A metadata section in Statistics.db that stores the baseline timestamp and TTL values used for delta encoding, along with the column schema at write time. Read during SSTable open to initialize decoders.

SSTable (Sorted String Table)

An immutable, append-only file set that persists flushed or compacted Cassandra data. SSTables are the durable output of the LSM-tree write path; they are never modified in place after initial write.

STCS (Size-Tiered Compaction Strategy)

The default compaction strategy. Groups SSTables of similar size into compaction jobs; well-suited for write-heavy workloads.

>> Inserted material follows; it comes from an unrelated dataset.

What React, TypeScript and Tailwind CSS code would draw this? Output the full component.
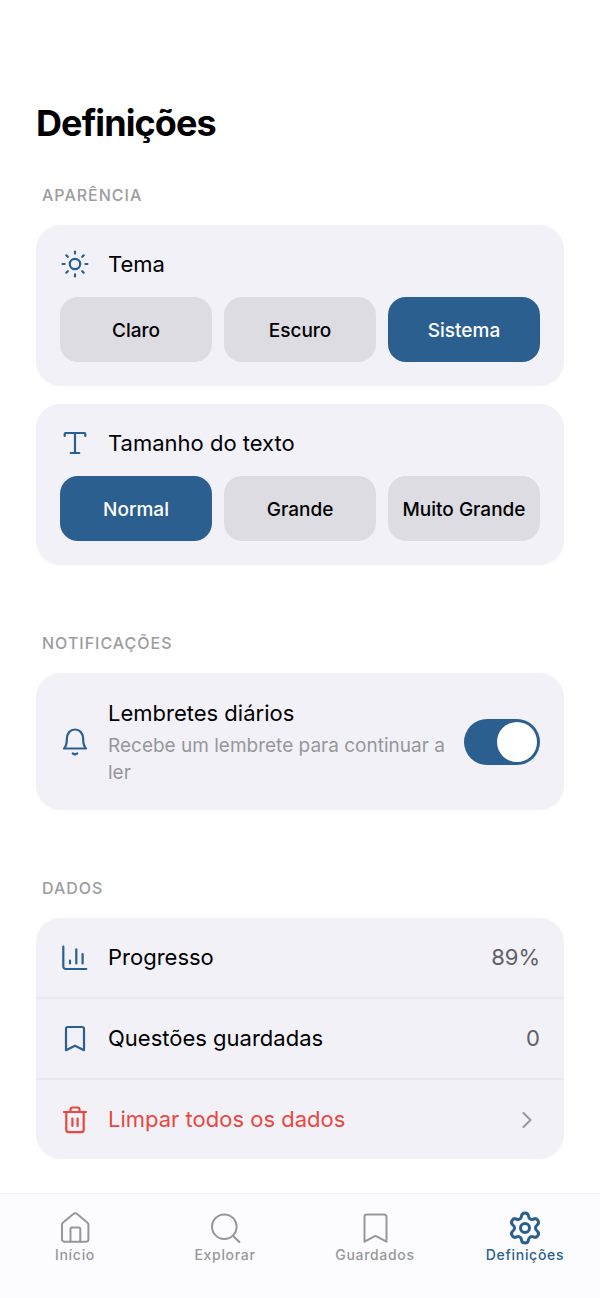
import { useState, type ReactNode } from "react";
import { Settings } from "lucide-react";
import clsx from "clsx";

const THEMES = ["Claro", "Escuro", "Sistema"];
const TEXT_SIZES = ["Normal", "Grande", "Muito Grande"];

function Icon(props: { children: ReactNode }) {
    return (
        <svg
            viewBox="0 0 30 30"
            fill="none"
            stroke="currentColor"
            strokeWidth={2.2}
            strokeLinecap="round"
            strokeLinejoin="round"
            className="size-[30px] shrink-0"
            aria-hidden="true"
        >
            {props.children}
        </svg>
    );
}

function TabIcon(props: { children: ReactNode }) {
    return (
        <svg
            viewBox="0 0 36 36"
            fill="none"
            stroke="currentColor"
            strokeWidth={2}
            strokeLinecap="round"
            strokeLinejoin="round"
            className="size-9"
            aria-hidden="true"
        >
            {props.children}
        </svg>
    );
}

const SunIcon = () => (
    <Icon>
        <circle cx="15" cy="15" r="5.2" />
        <path d="M15 2.6v2M15 25.4v2M2.6 15h2M25.4 15h2M6.3 6.3l1.5 1.5M22.2 22.2l1.5 1.5M6.3 23.7l1.5-1.5M22.2 7.8l1.5-1.5" />
    </Icon>
);

const TypeIcon = () => (
    <Icon>
        <path d="M4.7 8V6a1 1 0 0 1 1-1h18.6a1 1 0 0 1 1 1v2M15 5v20M10.7 25h8.6" />
    </Icon>
);

const BellIcon = () => (
    <Icon>
        <path d="M4 21.5h22c-2-2-2.8-5-2.8-9C23.2 6 19.5 2.5 15 2.5S6.800 6 6.800 12.5c0 4-.8 7-2.8 9Z" />
        <path d="M12.8 26.4q2.2 1.8 4.4 0" />
    </Icon>
);

const ChartIcon = () => (
    <Icon>
        <path d="M3.3 3.5v20a2.5 2.5 0 0 0 2.5 2.5h20.5M10 17.5v3M16.3 6.3v14.2M22.6 11v9.5" />
    </Icon>
);

const BookmarkIcon = () => (
    <Icon>
        <path d="M6 5a2 2 0 0 1 2-2h14a2 2 0 0 1 2 2v21.2l-9-4.5-9 4.5Z" />
    </Icon>
);

const TrashIcon = () => (
    <Icon>
        <path d="M4 7h22M6.3 7v17.7a2.5 2.5 0 0 0 2.5 2.5h12.4a2.5 2.5 0 0 0 2.5-2.500V7M10.5 7V4.5a2 2 0 0 1 2-2h5a2 2 0 0 1 2 2V7M12.4 13.5v7.5M17.6 13.5v7.5" />
    </Icon>
);

function Section(props: { title: string; children: ReactNode }) {
    return (
        <section>
            <h2 className="mb-[18px] px-1.5 text-base leading-6 font-medium tracking-[1px] text-[#9c9ca0] uppercase">
                {props.title}
            </h2>
            {props.children}
        </section>
    );
}

function OptionCard(props: {
    icon: ReactNode;
    title: string;
    options: string[];
    value: string;
    onChange: (value: string) => void;
}) {
    return (
        <div className="rounded-3xl bg-[#f2f1f8] p-6">
            <div className="flex items-center gap-[18px] text-[#2a5f8f]">
                {props.icon}
                <h3 className="text-[22px] leading-[30px] text-black">{props.title}</h3>
            </div>
            <div className="mt-[18px] grid grid-cols-3 gap-3">
                {props.options.map((option) => (
                    <button
                        key={option}
                        type="button"
                        aria-pressed={option === props.value}
                        onClick={() => props.onChange(option)}
                        className={clsx(
                            "h-[65px] rounded-[18px] pt-[3px] text-[19px] font-medium whitespace-nowrap",
                            option === props.value ? "bg-[#2a5f8f] text-white" : "bg-[#dddce2] text-black"
                        )}
                    >
                        {option}
                    </button>
                ))}
            </div>
        </div>
    );
}

function DataRow(props: { icon: ReactNode; label: string; value: string }) {
    return (
        <div className="flex items-center gap-[18px] p-6 text-[#2a5f8f]">
            {props.icon}
            <span className="flex-1 text-black">{props.label}</span>
            <span className="text-[#606064]">{props.value}</span>
        </div>
    );
}

function Tab(props: { label: string; href: string; active?: boolean; children: ReactNode }) {
    return (
        <a
            href={props.href}
            aria-current={props.active ? "page" : undefined}
            className={clsx(
                "flex flex-1 flex-col items-center text-sm leading-[18px] font-medium tracking-wider",
                props.active ? "text-[#2a5f8f]" : "text-[#97979b]"
            )}
        >
            {props.children}
            {props.label}
        </a>
    );
}

export default function App() {
    const [theme, setTheme] = useState("Sistema");
    const [textSize, setTextSize] = useState("Normal");
    const [reminders, setReminders] = useState(true);

    return (
        <div className="flex min-h-screen flex-col bg-white font-['Inter',sans-serif] text-black">
            <main className="flex-1 px-9 pt-[99px] pb-8">
                <h1 className="text-4xl leading-[48px] font-bold tracking-tight">Definições</h1>

                <div className="mt-9 flex flex-col gap-[66px]">
                    <Section title="Aparência">
                        <div className="flex flex-col gap-[18px]">
                            <OptionCard icon={<SunIcon />} title="Tema" options={THEMES} value={theme} onChange={setTheme} />
                            <OptionCard
                                icon={<TypeIcon />}
                                title="Tamanho do texto"
                                options={TEXT_SIZES}
                                value={textSize}
                                onChange={setTextSize}
                            />
                        </div>
                    </Section>

                    <Section title="Notificações">
                        <div className="flex items-center rounded-3xl bg-[#f2f1f8] p-6 text-[#2a5f8f]">
                            <BellIcon />
                            <div className="mr-3 ml-[18px] flex-1">
                                <label htmlFor="reminders" className="mb-[3px] block text-[22px] leading-8 text-black">
                                    Lembretes diários
                                </label>
                                <p id="reminders-hint" className="text-[19px] leading-[27px] text-[#97979b]">
                                    Recebe um lembrete para continuar a ler
                                </p>
                            </div>
                            <input
                                id="reminders"
                                type="checkbox"
                                role="switch"
                                aria-describedby="reminders-hint"
                                checked={reminders}
                                onChange={(e) => setReminders(e.target.checked)}
                                className="flex h-[46px] w-[76px] shrink-0 appearance-none items-center rounded-full bg-[#dddce2] px-[3px] before:size-10 before:rounded-full before:bg-white checked:justify-end checked:bg-[#2a5f8f]"
                            />
                        </div>
                    </Section>

                    <Section title="Dados">
                        <div className="divide-y-2 divide-[#eae9f0] rounded-3xl bg-[#f2f1f8] text-[22px] leading-[31px]">
                            <DataRow icon={<ChartIcon />} label="Progresso" value="89%" />
                            <DataRow icon={<BookmarkIcon />} label="Questões guardadas" value="0" />
                            <button type="button" className="flex w-full items-center gap-[18px] p-6 text-left text-[#e9483f]">
                                <TrashIcon />
                                <span className="flex-1">Limpar todos os dados</span>
                                <svg
                                    viewBox="0 0 26 26"
                                    fill="none"
                                    stroke="currentColor"
                                    strokeWidth={2}
                                    strokeLinecap="round"
                                    strokeLinejoin="round"
                                    className="size-[26px] text-[#97979b]"
                                    aria-hidden="true"
                                >
                                    <path d="m9.500 6 7 7-7 7" />
                                </svg>
                            </button>
                        </div>
                    </Section>
                </div>
            </main>

            <nav className="sticky bottom-0 flex border-t border-[#efeff1] bg-[#fcfcfe] pt-4 pb-[34px]">
                <Tab label="Início" href="#inicio">
                    <TabIcon>
                        <path d="M5 14.800a3 3 0 0 1 1.100-2.300l10.200-8.400a3 3 0 0 1 3.800 0l10.200 8.400a3 3 0 0 1 1.100 2.300v14.400a2.600 2.600 0 0 1-2.600 2.600H7.600a2.600 2.600 0 0 1-2.600-2.600Z" />
                        <path d="M13.500 31.800V19a1.500 1.500 0 0 1 1.500-1.500h6.800a1.500 1.500 0 0 1 1.500 1.500v12.800" />
                    </TabIcon>
                </Tab>
                <Tab label="Explorar" href="#explorar">
                    <TabIcon>
                        <circle cx="17.3" cy="16.7" r="12.3" />
                        <path d="m26 25.700 6.300 6.300" />
                    </TabIcon>
                </Tab>
                <Tab label="Guardados" href="#guardados">
                    <TabIcon>
                        <path d="M7.500 6.800a2.300 2.300 0 0 1 2.300-2.300h17.400a2.300 2.300 0 0 1 2.300 2.300v24.900l-11-5.900-11 5.900Z" />
                    </TabIcon>
                </Tab>
                <Tab label="Definições" href="#definicoes" active>
                    <Settings className="size-9" strokeWidth={2} />
                </Tab>
            </nav>
        </div>
    );
}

TOC.txt (Table of Contents)

The manifest file that lists every valid component file belonging to an SSTable. Cassandra atomically writes TOC.txt last during a flush or compaction, making its presence the publication barrier: an SSTable without TOC.txt is incomplete and will not be opened.

TrieMemtable

The byte-ordered prefix trie memtable introduced as the default in Cassandra 5.0. Replaces the SkipListMemtable for the common case; provides faster in-order iteration during flush and improved memory locality.

TWCS (Time Window Compaction Strategy)

A compaction strategy designed for time-series data. Groups SSTables by write time into fixed-size windows, then compacts within each window; minimizes compaction work on data that is written once and read rarely.

UCS (Unified Compaction Strategy)

An experimental compaction strategy in Cassandra 4.x+ that unifies STCS and LCS behavior under a single configurable framework.

VInt (Variable-Length Integer)

A space-efficient integer encoding where each byte’s high bit is a continuation flag. Values 0–127 fit in one byte; larger values use 2–9 bytes. Used pervasively in SSTable internals for lengths, offsets, and counts.

ZigZag Encoding

A mapping from signed integers to unsigned integers that keeps small-magnitude negative numbers small after encoding. Applied before VInt when the value may be negative (for example, signed timestamp deltas).